- Drugs
- Friends & Family
- Mental Health
Submitted by: Jamie Thompson
I didn’t use when I was a child but I knew something was different. I was the kid that whined a lot and had to have what I wanted. By being demanding and manipulating people, I always found a way to get what I wanted without working for it. I was a selfish and unstable little kid. I was born into a middle-class family and abused as a child. My house wasn’t a home where you could come home and say, “I had a really bad day.” It wasn’t a place where you could say, “I don’t like what is going on here so let’s sit down and talk about it.” In my house we learned to hit, yell and hide emotions. I learned to push people out early. I didn’t want anyone around me.
I lived with having my feelings locked up inside. I really didn’t know what it meant to have feelings. I used to say I started using because I was abused, didn’t get along with my family, and didn’t get what I wanted.
In rehab, they told me I started using because I wanted to fit in. I told them no, because that is so classic textbook. Now I now it as true.
I looked to where people were using and I saw them being accepted. I wanted that way of life. I started using because I wanted to. The more people told me that I was doing something wrong, the more I did them.
I always wanted to be something different than I was. I wanted to be prettier than what I was, to be older than I was. I spent most of my addiction trying to look old enough to get into bars. I tried to date men that were ten years older than me. I wanted the freedom that came along with being older because I was 13 and 14. My parents and school were in the way of my addiction. I didn’t want to do anything but use. I gave up life that people wanted me to lead. School didn’t have any place in my future. My dream was to be the coolest aunt and teach my nieces how to party. I wanted to go live on an island somewhere with all the drugs I could ever want.
I was 15 when I got clean. My parents looked at me and told me that my life was unmanageable. They lied to me and took me to a psychiatric hospital. That was the only way they could get me there. They didn’t know what I was into, how much danger I was in, but they did know something was wrong with me. They did know that I used, didn’t go to school, and that I was hurting and needed help. On their way out the door I said, “F*** you, I don’t want to ever see you again. I hate you!” I know that must have hurt them. I was bitter for about a month and a half. The world was wrong and I was right. I knew when I got out, I was going to use again. I was mad at the people who brought me the NA books. They talked about going to meetings every day and I couldn’t’ imagine living a boring life like that.
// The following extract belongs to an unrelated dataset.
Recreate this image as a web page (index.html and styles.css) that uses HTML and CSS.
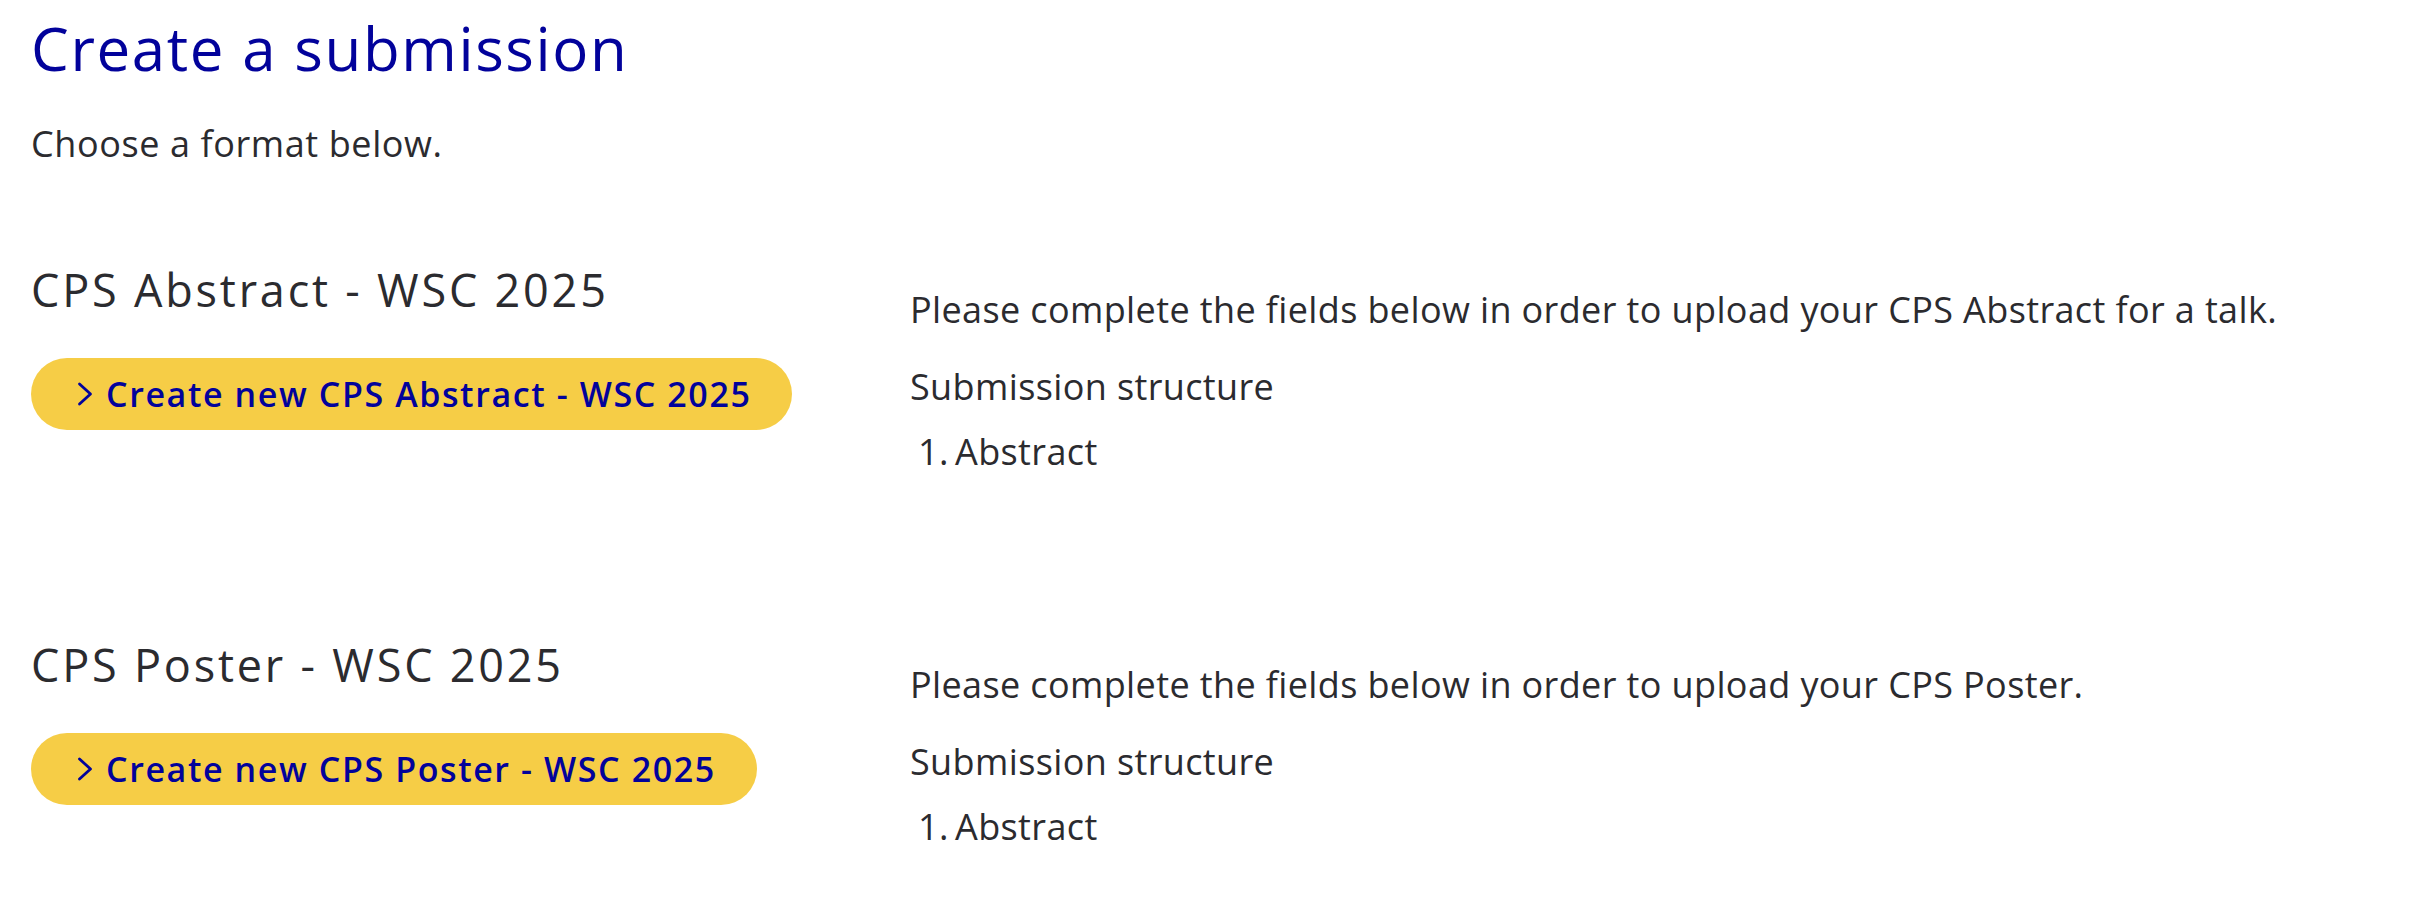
FILE: index.html
```html
<!DOCTYPE html>
<html lang="en">
<head>
<meta charset="utf-8">
<title>Create a submission</title>
<link rel="stylesheet" href="styles.css">
</head>
<body>
<main class="page">
  <h1 class="title">Create a submission</h1>
  <p class="intro">Choose a format below.</p>

  <section class="format">
    <div class="format-left">
      <h2 class="format-name">CPS Abstract - WSC 2025</h2>
      <a class="btn" href="#"><svg class="chev" viewBox="0 0 16 24" width="16" height="24" aria-hidden="true"><path d="M2.5 2 L13.5 12 L2.5 22" fill="none" stroke="currentColor" stroke-width="2.8" stroke-linecap="round" stroke-linejoin="round"/></svg><span>Create new CPS Abstract - WSC 2025</span></a>
    </div>
    <div class="format-right">
      <p class="desc">Please complete the fields below in order to upload your CPS Abstract for a talk.</p>
      <p class="struct">Submission structure</p>
      <ol class="parts"><li>Abstract</li></ol>
    </div>
  </section>

  <section class="format">
    <div class="format-left">
      <h2 class="format-name">CPS Poster - WSC 2025</h2>
      <a class="btn" href="#"><svg class="chev" viewBox="0 0 16 24" width="16" height="24" aria-hidden="true"><path d="M2.5 2 L13.5 12 L2.5 22" fill="none" stroke="currentColor" stroke-width="2.8" stroke-linecap="round" stroke-linejoin="round"/></svg><span>Create new CPS Poster - WSC 2025</span></a>
    </div>
    <div class="format-right">
      <p class="desc">Please complete the fields below in order to upload your CPS Poster.</p>
      <p class="struct">Submission structure</p>
      <ol class="parts"><li>Abstract</li></ol>
    </div>
  </section>
</main>
</body>
</html>
```

FILE: styles.css
```css
html, body {
  margin: 0;
  padding: 0;
  background: #ffffff;
}

body {
  font-family: "Open Sans", "Liberation Sans", sans-serif;
  color: #2b2b2f;
}

.page {
  padding: 12px 0 0 31px;
}

.title {
  margin: 0;
  font-size: 60px;
  line-height: 72px;
  font-weight: 500;
  letter-spacing: 1.6px;
  color: #02029b;
}

.intro {
  margin: 33px 0 0;
  font-size: 36px;
  line-height: 54px;
  letter-spacing: 0.6px;
}

.format {
  display: grid;
  grid-template-columns: 879px 1fr;
  margin-top: 89px;
}

.format + .format {
  margin-top: 156px;
}

.format-name {
  margin: 0;
  font-size: 45px;
  line-height: 60px;
  font-weight: 400;
  letter-spacing: 2.8px;
  color: #2b2b2f;
}

.btn {
  display: inline-flex;
  align-items: center;
  gap: 13px;
  margin-top: 38px;
  height: 72px;
  box-sizing: border-box;
  padding: 0 41px 0 46px;
  border-radius: 36px;
  background: #f6cd46;
  color: #02029b;
  font-size: 34px;
  font-weight: 600;
  line-height: 40px;
  letter-spacing: 1.6px;
  text-decoration: none;
}

.chev {
  flex: none;
}

.format-right {
  padding-top: 23px;
}

.desc,
.struct {
  margin: 0;
  font-size: 36px;
  line-height: 54px;
  letter-spacing: 0.38px;
}

.struct {
  margin-top: 23px;
}

.parts {
  margin: 11px 0 0;
  padding: 0 0 0 8px;
  list-style: none;
  counter-reset: part;
  font-size: 36px;
  line-height: 54px;
  letter-spacing: 0.38px;
}

.parts li {
  counter-increment: part;
}

.parts li::before {
  content: counter(part) ".";
  display: inline-block;
  width: 37px;
}
```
The day a gentleman told me that addicts end up in three places – jails, institutions, and death, it hit me. I was in an institution because I couldn’t handle life on my own. I thought I was living a life of freedom and that is the furthest from the truth.
Before I got out the hospital I couldn’t decide if I wanted to stay clean or use. I went to my first meeting on the outside and decided I didn’t fit in because I was too young. I didn’t belong there because they are too old to relate to me. I felt like I wasn’t supposed to be there because I hadn’t experienced as much pain as them. The people in the meetings told me to keep coming back because if I use again I could die. I didn’t believe them.
I didn’t have any feelings or trust towards anyone. I didn’t have an open mind, willingness or honesty. I did have a home group but not a sponsor. I found myself crying and lost in a meeting one day and finally reached out for a sponsor. I told her I was 16 and asked her if that was okay. I wanted to trust someone that was okay with my age. She said that age didn’t matter. What did matter is that I wanted recovery.
I gained a lot of self-esteem by working the Steps. I no longer worry about how I look when I leave the house. I don’t have to worry that I’m only 18, not 25 years old. I have fun today doing all the things I could never do when I was using. I went back to high school and graduated I am now an Education major in college. I am okay today because I’m in recovery. I am happy with how I am. It’s okay to be a young person and in recovery.